Intel’s standard CPU cooler for the Core i7 family looks like a slightly bigger version of the cooler that we're used to seeing on LGA775 Pentium D and Core 2 chips. It works well at the standard speed but lets the side down when you start overclocking. Thermaltake SpinQ After-market coolers for Core i7 come in two distinct …
Dont forget the chipset...
Some boards rely specifically on down draft to cool the NB chipset and power mosfets... Dont forget to take this is in to account when looking for a cooler... as a hot chipset will ruin any performance gain from a cpu cooler...
That Triton looks very similar to my Artic Cooling Freezer Extreme...

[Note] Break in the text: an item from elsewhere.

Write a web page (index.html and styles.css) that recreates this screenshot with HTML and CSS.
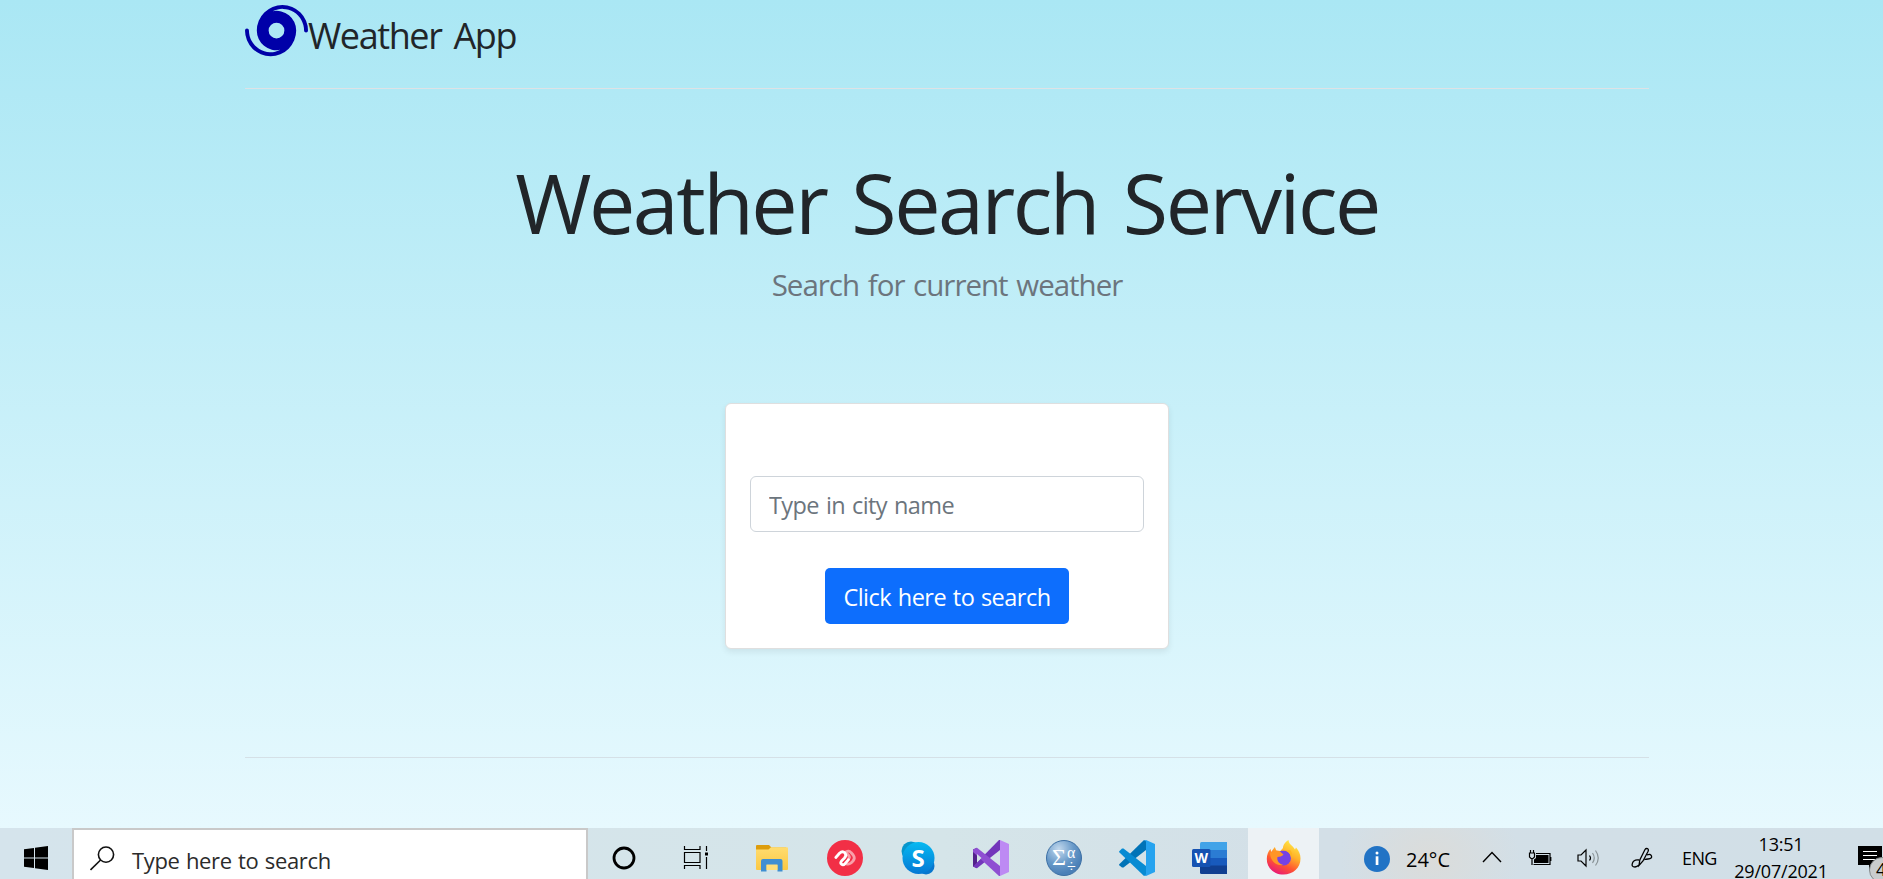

any indication of which fans whine and which ones purr, would have been really nice in this article..
They may put out Low dB but those squeely blower style fan drives me nuts..give me a 120mm any day.. even if it is more dB its still way more tollerable.
I'm surprised at it being such a pig! the Artic Cooling Freezer Extreme it looks like it was based on is so simple! unclip & slide out fan undo two screws (with a screwdriver) to remove HS from mounting bracket, mount braket to board, mount HS, replace screws, slot in fan, plug in and done. EASY.
I don't agree with the editor's choice of the Akasa Nero. The Intel style clips may be easier to install but then the full weight of the heatsink has to hang off of them. The heatsinks with a backplate are a lot more sturdy. You only have to install it once, the potential for it to fall off lasts the lifetime of the machine.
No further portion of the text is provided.